As metionned in my other post, this can be a very fast solution for web/computer 3D display. I don't consider it highly precise like David.

It's just good to have various tools in the bag.

Jeff
P.S. You can try Photoscan Pro for free for 30 days. The standard version will provide you with exactly the same quality but without a built-in scale reference. I had very bad results using the same photos in Autodesk Remake.

3dxcan
Posts: 64
Joined: 02 Jun 2017, 17:21

Re: Can someone explain photogrammetry?

Post by 3dxcan » 17 Jun 2017, 18:06

avogra wrote:
12 Jun 2017, 09:47
After replying to the question of 3dxcan, I realized that I have a very weak understanding of photogrammetry. Maybe someone can help me out?

My understanding of photogrammetry is, that basically you take several photographs of the surface to be reconstructed from different positions. The algorithm then tries to find matching features in those photographs. As each feature appears in several photographs, it's position in space can be reconstructed by triangulation. The position of the camera, which is needed for triangulation, is reconstructed from the photographs themselves, supported by target points in some systems.
This lets me assume, that perfectly uniform surfaces can't be reconstructed, because there are no particular features to be identified. Best objects would be heavily textured ones, like for example wood. At the same time, resolution would be limited by the granularity of the texture.

I think that photogrammetry is much better than that. So where is my mistake?
My experience with photogrammetry comes from working with GOM Tritop System. it uses a set of coded targets (stickers with barcodes in round shapes) to match sequential pictures made around the object to construct its 3d model. then it can precisely measure coordinates of uncoded targets which sticks to the measuring object. think of these targets as CMM Points. so basically its an optical CMM, which only measures the coordinate of those sticker targets. and it does the job accurate to .01mm in very large settings.
one advantage of those targets is that you can then export those targets from the photogrammerty application and use them in the 3d structured light scanner application, that makes it possible to make an accurate scan of a very large object without using a very large calibration panel, because enough number of already measured target points will fit inside one shot of the scanner, and shots are progressively aligned to those targets.

User avatar
avogra
Site Admin
Posts: 95
Joined: 11 Nov 2016, 17:27
Location: Munich, Germany
Contact:

Re: Can someone explain photogrammetry?

Post by avogra » 23 Jun 2017, 04:53

That sounds very sophisticated.

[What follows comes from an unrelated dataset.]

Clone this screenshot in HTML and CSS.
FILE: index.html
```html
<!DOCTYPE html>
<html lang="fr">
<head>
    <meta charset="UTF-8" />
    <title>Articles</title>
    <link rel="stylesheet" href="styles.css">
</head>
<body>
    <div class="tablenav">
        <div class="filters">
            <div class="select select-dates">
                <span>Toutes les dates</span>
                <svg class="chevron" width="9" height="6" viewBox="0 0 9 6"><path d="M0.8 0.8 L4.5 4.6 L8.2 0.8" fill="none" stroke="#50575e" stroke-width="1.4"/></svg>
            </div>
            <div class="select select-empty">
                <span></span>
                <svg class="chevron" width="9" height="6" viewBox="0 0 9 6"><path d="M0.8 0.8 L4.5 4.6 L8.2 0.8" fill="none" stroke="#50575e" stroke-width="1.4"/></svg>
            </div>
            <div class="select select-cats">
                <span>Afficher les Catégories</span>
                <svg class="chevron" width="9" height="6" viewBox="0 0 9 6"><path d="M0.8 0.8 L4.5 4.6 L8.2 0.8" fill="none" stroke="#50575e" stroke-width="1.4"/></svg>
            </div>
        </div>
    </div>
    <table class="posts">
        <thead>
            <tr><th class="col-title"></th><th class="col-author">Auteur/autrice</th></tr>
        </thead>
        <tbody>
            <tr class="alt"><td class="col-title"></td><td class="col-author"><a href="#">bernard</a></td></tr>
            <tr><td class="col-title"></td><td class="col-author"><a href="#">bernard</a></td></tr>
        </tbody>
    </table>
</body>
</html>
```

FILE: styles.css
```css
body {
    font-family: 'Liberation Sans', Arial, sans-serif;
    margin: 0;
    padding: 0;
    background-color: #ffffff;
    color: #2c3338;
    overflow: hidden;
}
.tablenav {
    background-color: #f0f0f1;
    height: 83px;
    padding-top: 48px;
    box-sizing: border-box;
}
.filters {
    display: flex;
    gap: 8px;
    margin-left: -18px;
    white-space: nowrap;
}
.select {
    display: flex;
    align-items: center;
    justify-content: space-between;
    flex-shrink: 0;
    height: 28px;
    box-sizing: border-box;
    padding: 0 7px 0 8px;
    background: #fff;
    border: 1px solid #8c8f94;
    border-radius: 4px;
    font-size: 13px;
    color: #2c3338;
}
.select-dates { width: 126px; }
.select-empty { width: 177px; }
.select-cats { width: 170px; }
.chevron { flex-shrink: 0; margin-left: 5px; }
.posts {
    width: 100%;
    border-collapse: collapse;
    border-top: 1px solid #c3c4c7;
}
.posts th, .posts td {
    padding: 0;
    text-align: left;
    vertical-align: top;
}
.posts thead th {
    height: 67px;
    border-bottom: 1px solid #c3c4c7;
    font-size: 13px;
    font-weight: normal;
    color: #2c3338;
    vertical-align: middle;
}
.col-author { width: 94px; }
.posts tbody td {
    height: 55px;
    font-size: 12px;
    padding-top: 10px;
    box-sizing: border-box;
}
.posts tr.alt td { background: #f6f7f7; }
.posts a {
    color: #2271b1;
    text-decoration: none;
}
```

If your first contact with 3d scanning is those cheapo methods like kinect or simple laser scanners, david looks like high end, but apparently there is a world beyond.
Thank you for the insight!

User avatar
Micr0
Posts: 178
Joined: 15 Nov 2016, 15:20

Re: Can someone explain photogrammetry?

Post by Micr0 » 23 Jun 2017, 13:56

3dxcan wrote:
17 Jun 2017, 18:06
avogra wrote:
12 Jun 2017, 09:47
After replying to the question of 3dxcan, I realized that I have a very weak understanding of photogrammetry. Maybe someone can help me out?

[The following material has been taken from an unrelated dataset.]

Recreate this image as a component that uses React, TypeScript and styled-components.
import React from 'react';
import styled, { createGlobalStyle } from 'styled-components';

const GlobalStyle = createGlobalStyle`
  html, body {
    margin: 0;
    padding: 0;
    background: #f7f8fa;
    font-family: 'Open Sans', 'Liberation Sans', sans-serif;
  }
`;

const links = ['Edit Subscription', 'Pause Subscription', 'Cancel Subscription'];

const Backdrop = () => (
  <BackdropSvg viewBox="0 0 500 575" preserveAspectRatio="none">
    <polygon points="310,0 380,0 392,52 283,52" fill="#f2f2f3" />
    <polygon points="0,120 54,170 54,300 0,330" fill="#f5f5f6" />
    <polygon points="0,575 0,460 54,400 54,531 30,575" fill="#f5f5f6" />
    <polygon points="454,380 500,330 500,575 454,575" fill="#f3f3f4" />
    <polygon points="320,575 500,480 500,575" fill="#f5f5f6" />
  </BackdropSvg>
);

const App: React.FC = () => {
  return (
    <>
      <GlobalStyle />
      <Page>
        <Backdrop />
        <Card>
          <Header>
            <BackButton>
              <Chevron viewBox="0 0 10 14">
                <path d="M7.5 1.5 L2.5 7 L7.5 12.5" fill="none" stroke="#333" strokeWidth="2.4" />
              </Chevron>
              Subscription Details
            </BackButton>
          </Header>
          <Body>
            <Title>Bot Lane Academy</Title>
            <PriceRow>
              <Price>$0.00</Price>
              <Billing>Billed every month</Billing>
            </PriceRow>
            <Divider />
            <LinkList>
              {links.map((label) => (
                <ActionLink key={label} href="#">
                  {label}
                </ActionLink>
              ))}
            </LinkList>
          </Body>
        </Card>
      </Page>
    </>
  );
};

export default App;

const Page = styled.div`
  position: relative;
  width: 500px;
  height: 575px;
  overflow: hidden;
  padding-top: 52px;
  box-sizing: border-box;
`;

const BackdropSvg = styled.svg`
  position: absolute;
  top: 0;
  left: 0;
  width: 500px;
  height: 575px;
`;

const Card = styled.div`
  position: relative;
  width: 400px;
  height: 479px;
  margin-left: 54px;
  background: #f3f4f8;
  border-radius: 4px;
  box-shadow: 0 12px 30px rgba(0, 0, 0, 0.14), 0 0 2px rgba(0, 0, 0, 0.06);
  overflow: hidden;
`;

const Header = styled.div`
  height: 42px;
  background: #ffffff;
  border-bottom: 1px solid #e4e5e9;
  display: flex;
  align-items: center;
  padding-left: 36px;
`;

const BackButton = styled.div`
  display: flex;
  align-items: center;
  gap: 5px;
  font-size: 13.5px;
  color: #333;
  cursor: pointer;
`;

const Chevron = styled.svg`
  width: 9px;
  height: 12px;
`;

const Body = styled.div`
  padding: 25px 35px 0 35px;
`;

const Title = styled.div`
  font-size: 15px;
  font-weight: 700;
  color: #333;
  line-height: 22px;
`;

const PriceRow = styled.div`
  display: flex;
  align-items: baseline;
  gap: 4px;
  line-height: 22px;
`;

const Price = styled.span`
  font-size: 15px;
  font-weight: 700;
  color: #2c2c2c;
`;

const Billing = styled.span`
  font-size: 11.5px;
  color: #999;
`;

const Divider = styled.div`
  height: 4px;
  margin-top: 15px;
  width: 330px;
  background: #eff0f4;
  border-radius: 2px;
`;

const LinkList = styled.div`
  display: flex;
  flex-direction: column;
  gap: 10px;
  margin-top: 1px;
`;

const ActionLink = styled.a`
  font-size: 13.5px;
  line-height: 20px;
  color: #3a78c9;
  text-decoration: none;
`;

My understanding of photogrammetry is, that basically you take several photographs of the surface to be reconstructed from different positions. The algorithm then tries to find matching features in those photographs. As each feature appears in several photographs, it's position in space can be reconstructed by triangulation. The position of the camera, which is needed for triangulation, is reconstructed from the photographs themselves, supported by target points in some systems.
This lets me assume, that perfectly uniform surfaces can't be reconstructed, because there are no particular features to be identified. Best objects would be heavily textured ones, like for example wood. At the same time, resolution would be limited by the granularity of the texture.

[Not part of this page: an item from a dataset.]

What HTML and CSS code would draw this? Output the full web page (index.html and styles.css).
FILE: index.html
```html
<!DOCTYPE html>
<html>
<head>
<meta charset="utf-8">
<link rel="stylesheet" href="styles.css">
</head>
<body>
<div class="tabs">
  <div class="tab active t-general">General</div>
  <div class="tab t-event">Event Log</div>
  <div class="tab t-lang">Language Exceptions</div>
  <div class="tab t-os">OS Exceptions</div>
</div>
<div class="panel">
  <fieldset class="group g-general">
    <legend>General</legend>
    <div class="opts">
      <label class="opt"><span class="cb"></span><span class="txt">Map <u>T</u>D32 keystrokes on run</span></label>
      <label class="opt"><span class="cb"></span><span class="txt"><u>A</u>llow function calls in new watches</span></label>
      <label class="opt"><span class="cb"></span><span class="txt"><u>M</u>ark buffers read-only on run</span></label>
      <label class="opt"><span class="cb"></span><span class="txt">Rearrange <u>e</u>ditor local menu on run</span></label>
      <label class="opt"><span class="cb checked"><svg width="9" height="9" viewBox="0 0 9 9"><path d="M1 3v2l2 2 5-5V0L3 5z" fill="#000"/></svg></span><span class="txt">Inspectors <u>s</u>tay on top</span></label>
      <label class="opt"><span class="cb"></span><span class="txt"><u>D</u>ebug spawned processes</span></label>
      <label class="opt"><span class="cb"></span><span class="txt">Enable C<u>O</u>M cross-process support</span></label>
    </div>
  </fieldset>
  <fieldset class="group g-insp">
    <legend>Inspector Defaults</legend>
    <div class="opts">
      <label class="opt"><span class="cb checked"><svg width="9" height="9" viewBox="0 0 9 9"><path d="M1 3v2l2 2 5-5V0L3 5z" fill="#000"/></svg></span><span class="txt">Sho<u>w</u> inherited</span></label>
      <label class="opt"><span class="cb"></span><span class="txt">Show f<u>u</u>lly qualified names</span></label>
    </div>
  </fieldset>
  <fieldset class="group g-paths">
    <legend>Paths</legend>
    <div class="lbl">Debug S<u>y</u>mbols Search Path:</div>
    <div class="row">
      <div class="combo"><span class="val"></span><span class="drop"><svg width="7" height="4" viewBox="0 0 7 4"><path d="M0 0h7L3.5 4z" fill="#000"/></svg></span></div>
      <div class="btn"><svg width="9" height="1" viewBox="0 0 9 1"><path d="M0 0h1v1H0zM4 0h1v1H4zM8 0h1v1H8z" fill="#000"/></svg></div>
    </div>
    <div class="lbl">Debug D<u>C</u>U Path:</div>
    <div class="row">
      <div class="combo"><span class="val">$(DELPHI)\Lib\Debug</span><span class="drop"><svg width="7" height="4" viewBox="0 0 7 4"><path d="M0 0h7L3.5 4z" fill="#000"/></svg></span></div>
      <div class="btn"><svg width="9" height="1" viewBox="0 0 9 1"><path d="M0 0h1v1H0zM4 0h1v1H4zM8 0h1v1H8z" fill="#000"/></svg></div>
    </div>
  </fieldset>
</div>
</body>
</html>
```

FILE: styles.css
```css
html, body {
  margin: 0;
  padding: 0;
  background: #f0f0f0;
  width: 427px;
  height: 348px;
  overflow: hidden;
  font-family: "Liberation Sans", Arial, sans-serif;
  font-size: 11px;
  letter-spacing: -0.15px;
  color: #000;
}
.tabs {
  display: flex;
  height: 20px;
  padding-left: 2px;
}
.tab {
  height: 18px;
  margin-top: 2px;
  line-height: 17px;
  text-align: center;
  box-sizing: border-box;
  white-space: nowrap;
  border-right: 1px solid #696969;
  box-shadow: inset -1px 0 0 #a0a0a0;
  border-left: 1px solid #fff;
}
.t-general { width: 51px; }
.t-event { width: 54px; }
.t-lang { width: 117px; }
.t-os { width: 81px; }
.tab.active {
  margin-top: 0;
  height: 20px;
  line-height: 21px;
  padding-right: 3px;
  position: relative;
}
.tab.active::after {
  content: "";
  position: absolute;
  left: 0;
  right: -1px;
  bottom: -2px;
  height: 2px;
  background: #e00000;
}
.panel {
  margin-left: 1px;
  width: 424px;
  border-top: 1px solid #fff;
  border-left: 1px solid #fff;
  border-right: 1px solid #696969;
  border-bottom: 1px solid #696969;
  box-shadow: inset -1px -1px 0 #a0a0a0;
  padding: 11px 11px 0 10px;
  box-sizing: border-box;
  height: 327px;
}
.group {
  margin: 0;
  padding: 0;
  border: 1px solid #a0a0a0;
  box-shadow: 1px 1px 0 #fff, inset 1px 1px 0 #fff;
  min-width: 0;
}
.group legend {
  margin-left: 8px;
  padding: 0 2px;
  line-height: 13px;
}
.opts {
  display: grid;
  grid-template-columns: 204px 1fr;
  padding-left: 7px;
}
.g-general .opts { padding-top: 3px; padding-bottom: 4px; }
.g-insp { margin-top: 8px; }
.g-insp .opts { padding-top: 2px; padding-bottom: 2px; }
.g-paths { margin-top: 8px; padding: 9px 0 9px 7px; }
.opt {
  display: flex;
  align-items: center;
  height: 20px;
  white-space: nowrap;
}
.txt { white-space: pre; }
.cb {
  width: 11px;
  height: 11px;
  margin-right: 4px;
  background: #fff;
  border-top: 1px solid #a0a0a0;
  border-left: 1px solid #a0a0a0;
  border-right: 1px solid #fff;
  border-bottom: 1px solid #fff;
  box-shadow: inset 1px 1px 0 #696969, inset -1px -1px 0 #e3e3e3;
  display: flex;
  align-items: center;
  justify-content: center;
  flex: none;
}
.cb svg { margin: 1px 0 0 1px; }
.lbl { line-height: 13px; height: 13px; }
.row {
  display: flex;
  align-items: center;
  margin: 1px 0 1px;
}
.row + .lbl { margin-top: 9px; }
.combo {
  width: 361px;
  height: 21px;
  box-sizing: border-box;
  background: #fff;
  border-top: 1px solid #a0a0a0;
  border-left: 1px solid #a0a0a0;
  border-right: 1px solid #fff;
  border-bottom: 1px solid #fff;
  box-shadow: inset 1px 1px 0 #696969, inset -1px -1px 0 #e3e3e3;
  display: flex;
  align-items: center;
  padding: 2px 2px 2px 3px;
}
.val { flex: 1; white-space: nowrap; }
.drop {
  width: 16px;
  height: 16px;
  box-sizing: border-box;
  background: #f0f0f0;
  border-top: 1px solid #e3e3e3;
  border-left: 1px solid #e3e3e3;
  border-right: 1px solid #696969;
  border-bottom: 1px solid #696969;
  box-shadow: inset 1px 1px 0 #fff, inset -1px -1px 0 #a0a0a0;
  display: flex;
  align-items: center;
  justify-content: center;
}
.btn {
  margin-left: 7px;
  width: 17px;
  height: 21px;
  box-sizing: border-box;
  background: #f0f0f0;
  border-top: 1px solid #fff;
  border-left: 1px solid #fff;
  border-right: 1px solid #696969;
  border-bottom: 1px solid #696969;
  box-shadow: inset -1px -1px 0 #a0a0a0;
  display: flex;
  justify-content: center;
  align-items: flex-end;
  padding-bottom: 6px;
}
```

I think that photogrammetry is much better than that. So where is my mistake?
My experience with photogrammetry comes from working with GOM Tritop System. it uses a set of coded targets (stickers with barcodes in round shapes) to match sequential pictures made around the object to construct its 3d model. then it can precisely measure coordinates of uncoded targets which sticks to the measuring object. think of these targets as CMM Points. so basically its an optical CMM, which only measures the coordinate of those sticker targets. and it does the job accurate to .01mm in very large settings.
one advantage of those targets is that you can then export those targets from the photogrammerty application and use them in the 3d structured light scanner application, that makes it possible to make an accurate scan of a very large object without using a very large calibration panel, because enough number of already measured target points will fit inside one shot of the scanner, and shots are progressively aligned to those targets.
Can you point to some more info on this? I have struggled with how to make very large calibration panels accurately for David for a while now. Getting very large panels printed is easy. Getting them perfectly flat, square and true is extremely difficult. I've gotten almost good enough, but
the more I do this, the more I dislike David's calibration process and the more I want a better way.
µ

3dxcan
Posts: 64
Joined: 02 Jun 2017, 17:21

Re: Can someone explain photogrammetry?

Post by 3dxcan » 24 Jun 2017, 13:22

I have the manual for TRITOP, it helps to better understand photogrammetry procedure, which includes calibration of the photogrammetry camera. you should be interested in that too. it works simply by 2 bars, with target points at each end. I can send you the manual. send me your email address in private message.